= WRITTEN INSTRUCTION =
Starting with the first line below, extract each line through the one that contains "const roles = ['Dokter', 'Admin', 'Pasien'];", inclusive, excluding pictures.

Web page code records:
_ _ _ _ _ _ _
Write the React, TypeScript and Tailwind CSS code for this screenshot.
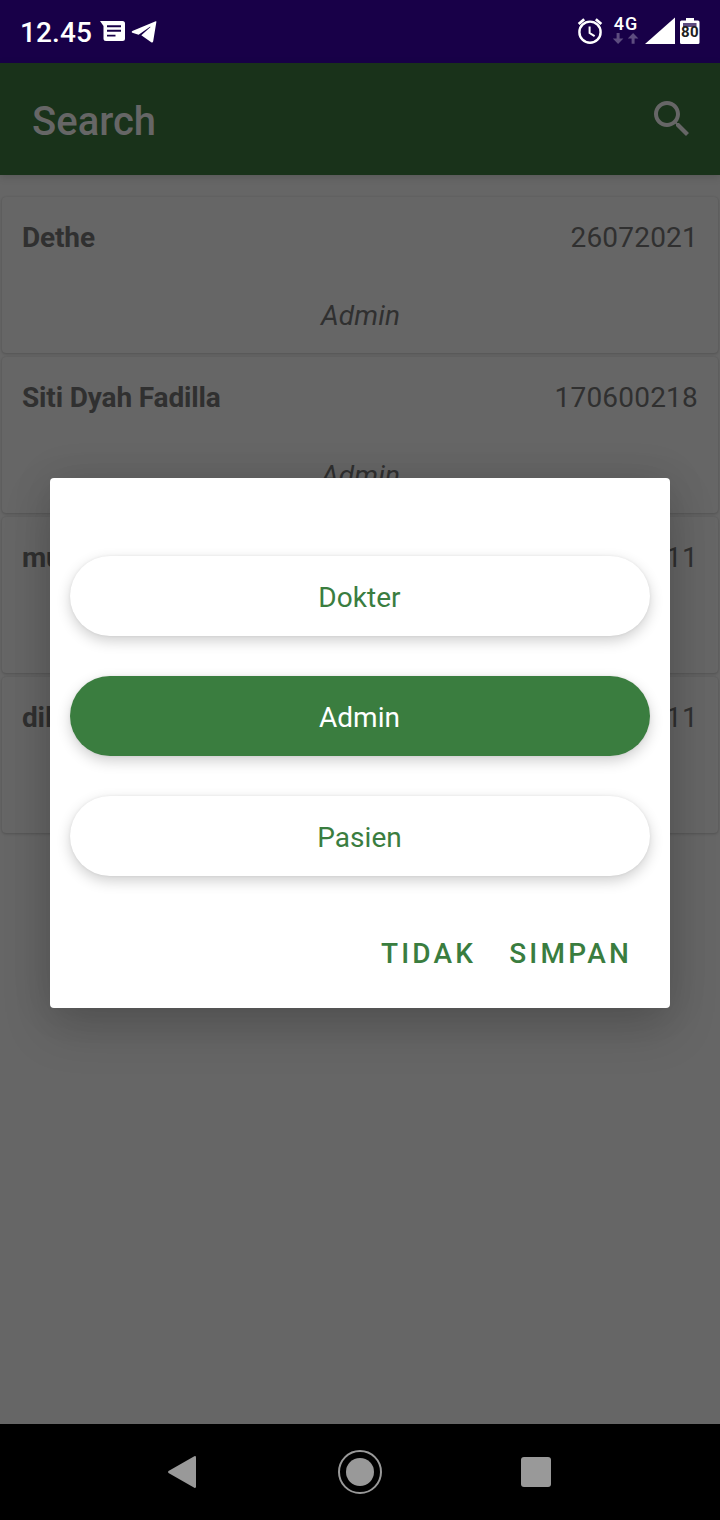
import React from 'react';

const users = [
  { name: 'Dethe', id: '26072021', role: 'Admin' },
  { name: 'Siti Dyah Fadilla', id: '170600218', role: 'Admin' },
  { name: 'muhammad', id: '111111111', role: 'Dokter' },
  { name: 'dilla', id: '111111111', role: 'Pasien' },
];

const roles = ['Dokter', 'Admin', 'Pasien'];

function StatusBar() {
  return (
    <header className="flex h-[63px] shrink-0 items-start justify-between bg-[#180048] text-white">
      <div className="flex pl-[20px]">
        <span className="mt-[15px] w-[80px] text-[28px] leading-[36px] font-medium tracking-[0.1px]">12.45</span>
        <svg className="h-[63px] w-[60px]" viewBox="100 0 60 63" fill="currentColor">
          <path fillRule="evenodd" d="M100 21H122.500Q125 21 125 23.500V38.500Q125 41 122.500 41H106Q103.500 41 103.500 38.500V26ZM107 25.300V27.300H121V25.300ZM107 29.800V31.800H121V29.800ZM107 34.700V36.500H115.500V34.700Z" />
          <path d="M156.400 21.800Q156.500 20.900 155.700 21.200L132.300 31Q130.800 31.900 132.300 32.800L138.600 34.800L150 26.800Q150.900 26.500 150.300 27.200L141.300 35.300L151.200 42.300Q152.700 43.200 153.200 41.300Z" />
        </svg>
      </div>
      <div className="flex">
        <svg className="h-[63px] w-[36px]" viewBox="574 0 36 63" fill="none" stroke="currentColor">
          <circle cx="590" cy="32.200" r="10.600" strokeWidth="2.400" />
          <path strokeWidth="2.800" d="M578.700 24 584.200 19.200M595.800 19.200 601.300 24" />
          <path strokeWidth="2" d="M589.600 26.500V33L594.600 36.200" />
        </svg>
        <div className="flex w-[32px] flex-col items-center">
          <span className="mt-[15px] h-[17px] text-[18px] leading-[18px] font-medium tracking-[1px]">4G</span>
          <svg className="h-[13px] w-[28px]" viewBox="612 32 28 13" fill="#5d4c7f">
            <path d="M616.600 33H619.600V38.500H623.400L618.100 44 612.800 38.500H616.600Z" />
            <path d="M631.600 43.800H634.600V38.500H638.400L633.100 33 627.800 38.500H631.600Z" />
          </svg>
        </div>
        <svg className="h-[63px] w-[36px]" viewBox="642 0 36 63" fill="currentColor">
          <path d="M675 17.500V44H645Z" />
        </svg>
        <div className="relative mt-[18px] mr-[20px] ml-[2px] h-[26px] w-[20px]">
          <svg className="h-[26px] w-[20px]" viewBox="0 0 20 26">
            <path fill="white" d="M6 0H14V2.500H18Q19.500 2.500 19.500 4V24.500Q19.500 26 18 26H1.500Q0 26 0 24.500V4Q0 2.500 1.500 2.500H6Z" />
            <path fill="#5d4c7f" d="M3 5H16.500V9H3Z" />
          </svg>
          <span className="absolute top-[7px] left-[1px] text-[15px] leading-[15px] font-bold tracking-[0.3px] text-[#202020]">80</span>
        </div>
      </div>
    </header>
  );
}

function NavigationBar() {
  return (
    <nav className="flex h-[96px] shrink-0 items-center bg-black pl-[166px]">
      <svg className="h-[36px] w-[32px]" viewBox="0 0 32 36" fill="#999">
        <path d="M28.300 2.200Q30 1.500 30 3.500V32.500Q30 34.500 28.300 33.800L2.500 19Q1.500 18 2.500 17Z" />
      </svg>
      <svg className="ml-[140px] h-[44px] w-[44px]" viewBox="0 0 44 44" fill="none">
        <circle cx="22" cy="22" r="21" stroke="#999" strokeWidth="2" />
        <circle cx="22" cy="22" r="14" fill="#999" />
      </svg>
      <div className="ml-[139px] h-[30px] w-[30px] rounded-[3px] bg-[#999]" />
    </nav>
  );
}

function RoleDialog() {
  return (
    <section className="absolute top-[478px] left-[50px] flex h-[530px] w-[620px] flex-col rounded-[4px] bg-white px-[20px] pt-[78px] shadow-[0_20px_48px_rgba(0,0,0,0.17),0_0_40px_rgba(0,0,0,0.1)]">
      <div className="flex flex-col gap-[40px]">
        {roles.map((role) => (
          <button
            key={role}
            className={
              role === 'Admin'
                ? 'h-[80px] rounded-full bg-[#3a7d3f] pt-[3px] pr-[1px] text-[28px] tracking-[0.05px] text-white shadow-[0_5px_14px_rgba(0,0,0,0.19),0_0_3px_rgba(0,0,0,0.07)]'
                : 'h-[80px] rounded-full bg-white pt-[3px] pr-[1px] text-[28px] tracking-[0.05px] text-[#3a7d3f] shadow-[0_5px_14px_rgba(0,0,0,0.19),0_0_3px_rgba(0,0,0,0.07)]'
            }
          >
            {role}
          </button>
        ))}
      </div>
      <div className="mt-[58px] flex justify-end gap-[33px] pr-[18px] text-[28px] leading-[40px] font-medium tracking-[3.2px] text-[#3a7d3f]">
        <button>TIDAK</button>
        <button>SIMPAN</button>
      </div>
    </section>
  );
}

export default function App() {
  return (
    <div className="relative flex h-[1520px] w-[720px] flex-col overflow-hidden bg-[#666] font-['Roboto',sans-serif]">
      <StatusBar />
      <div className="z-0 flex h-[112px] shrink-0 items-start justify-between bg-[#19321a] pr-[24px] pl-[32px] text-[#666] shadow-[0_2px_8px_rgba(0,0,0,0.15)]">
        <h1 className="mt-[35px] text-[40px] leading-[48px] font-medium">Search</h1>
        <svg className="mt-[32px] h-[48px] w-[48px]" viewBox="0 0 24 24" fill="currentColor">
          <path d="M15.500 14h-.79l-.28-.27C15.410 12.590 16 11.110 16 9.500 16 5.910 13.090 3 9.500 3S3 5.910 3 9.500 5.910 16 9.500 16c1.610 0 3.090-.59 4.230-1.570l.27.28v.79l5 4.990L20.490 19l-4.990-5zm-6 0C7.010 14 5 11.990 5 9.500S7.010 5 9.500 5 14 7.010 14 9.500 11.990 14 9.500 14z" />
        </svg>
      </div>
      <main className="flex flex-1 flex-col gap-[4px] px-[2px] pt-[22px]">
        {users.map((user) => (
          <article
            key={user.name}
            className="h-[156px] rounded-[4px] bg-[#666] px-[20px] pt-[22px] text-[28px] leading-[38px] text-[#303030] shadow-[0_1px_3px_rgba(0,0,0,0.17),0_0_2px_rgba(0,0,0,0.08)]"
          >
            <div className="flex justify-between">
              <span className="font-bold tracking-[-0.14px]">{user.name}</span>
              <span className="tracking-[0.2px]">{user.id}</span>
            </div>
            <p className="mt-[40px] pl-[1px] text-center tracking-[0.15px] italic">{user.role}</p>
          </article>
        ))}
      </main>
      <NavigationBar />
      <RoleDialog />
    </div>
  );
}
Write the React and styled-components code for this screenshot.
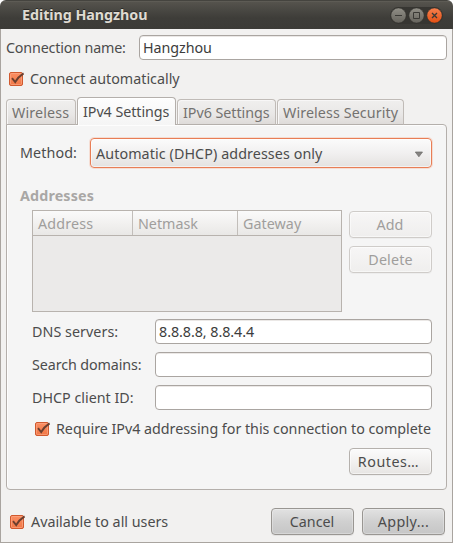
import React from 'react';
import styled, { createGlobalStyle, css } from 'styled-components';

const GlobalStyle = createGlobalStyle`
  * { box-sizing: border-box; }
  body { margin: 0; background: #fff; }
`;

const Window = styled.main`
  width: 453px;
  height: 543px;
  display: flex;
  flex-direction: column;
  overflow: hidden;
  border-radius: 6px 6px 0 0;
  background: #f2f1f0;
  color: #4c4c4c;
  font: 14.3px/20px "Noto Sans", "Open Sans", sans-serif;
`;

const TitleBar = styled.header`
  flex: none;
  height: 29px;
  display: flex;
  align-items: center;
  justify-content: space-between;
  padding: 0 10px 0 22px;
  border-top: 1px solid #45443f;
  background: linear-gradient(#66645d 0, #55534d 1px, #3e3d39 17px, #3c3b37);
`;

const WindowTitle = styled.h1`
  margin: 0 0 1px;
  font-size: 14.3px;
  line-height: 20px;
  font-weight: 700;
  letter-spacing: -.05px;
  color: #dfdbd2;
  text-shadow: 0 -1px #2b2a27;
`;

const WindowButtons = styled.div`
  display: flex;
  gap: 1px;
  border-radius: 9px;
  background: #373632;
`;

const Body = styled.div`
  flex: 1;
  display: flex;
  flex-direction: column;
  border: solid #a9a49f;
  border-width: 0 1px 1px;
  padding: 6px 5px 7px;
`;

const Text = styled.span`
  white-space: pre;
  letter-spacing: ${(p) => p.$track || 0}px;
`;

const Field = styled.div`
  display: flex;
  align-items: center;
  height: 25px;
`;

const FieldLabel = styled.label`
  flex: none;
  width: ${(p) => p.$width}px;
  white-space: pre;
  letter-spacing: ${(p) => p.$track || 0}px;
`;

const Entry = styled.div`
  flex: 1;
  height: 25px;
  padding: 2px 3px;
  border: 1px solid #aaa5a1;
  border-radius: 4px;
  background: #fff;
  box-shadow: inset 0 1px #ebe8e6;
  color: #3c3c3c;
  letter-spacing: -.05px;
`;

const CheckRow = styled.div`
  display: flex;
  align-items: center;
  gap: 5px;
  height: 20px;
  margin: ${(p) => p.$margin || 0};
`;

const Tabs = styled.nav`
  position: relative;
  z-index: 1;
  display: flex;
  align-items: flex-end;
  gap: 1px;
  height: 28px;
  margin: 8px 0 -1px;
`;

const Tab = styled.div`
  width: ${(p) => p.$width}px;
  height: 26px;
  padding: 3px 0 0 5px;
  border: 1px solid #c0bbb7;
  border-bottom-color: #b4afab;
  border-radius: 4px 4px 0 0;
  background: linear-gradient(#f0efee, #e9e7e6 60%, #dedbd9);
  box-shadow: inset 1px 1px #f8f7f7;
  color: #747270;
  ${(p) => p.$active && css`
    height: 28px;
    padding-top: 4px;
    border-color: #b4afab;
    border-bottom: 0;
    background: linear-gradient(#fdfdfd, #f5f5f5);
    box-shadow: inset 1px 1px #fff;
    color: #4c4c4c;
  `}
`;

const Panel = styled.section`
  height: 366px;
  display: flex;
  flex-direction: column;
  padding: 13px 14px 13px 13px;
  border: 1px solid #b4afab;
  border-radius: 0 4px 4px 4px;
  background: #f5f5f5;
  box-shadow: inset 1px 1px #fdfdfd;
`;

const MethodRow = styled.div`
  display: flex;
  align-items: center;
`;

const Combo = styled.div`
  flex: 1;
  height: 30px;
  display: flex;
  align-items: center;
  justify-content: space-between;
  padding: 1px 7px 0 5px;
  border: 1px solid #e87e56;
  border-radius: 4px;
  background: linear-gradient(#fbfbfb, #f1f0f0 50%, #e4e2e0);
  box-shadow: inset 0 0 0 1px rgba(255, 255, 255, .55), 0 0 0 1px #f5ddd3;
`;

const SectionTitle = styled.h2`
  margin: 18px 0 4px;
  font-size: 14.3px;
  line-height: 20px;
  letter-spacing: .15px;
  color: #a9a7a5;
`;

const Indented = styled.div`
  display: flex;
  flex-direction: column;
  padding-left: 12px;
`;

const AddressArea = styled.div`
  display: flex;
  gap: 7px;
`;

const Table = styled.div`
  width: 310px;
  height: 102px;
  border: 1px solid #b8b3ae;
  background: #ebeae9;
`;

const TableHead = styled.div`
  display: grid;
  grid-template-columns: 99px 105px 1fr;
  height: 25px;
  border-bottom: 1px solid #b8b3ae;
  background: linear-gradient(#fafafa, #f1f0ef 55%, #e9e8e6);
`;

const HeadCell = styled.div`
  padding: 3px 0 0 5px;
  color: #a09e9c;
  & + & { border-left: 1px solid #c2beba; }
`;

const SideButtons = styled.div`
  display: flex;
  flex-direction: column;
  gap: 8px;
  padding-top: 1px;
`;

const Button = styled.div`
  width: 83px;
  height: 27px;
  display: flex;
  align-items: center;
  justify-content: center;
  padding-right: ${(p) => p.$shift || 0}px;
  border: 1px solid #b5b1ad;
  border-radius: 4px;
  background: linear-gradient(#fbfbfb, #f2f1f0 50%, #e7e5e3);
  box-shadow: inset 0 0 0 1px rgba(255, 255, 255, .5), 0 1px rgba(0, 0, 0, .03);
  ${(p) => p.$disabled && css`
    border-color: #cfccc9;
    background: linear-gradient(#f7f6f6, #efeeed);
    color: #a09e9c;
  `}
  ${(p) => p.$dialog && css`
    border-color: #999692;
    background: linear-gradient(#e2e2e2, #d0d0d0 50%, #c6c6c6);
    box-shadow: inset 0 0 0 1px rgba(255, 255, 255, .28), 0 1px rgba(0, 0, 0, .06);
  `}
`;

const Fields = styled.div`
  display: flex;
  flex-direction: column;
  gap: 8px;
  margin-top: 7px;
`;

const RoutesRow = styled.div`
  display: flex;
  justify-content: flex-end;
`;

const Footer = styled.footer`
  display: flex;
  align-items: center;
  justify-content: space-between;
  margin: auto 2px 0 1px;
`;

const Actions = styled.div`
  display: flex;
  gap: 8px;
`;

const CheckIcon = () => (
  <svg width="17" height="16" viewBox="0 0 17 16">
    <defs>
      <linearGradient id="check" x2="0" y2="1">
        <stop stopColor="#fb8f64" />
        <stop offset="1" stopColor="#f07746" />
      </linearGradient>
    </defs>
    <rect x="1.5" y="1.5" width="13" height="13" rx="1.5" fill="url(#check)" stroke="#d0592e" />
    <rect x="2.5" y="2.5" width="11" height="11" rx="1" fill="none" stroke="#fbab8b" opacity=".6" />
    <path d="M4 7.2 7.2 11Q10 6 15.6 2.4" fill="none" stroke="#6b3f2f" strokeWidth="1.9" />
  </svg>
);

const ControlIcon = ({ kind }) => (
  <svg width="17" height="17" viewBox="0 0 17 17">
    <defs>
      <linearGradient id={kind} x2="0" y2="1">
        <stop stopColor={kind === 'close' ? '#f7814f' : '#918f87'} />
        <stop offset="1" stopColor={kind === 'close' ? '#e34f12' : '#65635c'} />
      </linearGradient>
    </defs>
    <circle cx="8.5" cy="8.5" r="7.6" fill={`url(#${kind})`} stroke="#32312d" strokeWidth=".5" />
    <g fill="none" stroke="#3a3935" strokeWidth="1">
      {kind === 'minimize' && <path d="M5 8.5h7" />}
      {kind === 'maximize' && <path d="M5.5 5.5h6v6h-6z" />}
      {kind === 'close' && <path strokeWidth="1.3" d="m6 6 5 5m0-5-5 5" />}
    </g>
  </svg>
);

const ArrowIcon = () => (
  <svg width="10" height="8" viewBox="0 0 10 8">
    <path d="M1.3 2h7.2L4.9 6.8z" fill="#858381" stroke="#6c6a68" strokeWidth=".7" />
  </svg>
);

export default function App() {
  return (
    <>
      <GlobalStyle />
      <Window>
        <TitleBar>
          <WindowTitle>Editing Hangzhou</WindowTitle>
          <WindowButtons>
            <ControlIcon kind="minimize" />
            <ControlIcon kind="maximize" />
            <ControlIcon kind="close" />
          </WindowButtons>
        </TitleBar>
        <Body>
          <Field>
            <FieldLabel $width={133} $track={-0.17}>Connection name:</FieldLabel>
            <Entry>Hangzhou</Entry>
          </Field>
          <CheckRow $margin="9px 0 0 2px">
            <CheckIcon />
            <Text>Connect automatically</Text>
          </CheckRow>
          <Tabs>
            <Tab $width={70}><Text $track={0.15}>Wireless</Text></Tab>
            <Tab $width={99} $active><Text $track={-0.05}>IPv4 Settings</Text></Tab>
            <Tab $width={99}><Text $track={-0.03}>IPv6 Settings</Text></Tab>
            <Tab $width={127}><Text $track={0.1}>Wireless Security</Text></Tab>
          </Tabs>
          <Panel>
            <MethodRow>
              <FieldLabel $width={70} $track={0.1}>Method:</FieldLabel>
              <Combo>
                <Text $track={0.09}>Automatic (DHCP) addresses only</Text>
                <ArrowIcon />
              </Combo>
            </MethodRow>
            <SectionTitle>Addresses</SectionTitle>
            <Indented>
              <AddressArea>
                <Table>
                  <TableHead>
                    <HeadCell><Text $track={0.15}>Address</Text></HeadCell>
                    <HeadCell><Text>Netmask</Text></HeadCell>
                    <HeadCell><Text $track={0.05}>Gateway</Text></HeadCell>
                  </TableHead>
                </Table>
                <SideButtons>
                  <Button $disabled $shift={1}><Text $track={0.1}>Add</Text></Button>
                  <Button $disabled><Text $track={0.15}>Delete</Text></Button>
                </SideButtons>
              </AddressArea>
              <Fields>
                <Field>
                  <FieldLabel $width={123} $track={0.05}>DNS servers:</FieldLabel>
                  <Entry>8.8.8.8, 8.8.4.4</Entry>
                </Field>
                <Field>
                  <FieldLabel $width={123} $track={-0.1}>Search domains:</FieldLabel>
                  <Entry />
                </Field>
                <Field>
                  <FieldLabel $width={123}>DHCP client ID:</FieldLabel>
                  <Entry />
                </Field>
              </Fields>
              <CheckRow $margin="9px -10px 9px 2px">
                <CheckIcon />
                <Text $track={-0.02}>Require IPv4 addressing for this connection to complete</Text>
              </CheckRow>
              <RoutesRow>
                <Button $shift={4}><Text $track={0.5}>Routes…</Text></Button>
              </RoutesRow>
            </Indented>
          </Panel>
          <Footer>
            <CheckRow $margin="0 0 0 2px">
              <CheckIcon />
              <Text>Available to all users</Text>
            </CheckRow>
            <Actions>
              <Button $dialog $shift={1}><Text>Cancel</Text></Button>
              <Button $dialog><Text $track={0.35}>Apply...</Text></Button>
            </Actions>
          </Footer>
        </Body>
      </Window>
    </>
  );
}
_ _ _ _ _ _ _
= THE RESPONSE =
Write the React, TypeScript and Tailwind CSS code for this screenshot.
import React from 'react';

const users = [
  { name: 'Dethe', id: '26072021', role: 'Admin' },
  { name: 'Siti Dyah Fadilla', id: '170600218', role: 'Admin' },
  { name: 'muhammad', id: '111111111', role: 'Dokter' },
  { name: 'dilla', id: '111111111', role: 'Pasien' },
];

const roles = ['Dokter', 'Admin', 'Pasien'];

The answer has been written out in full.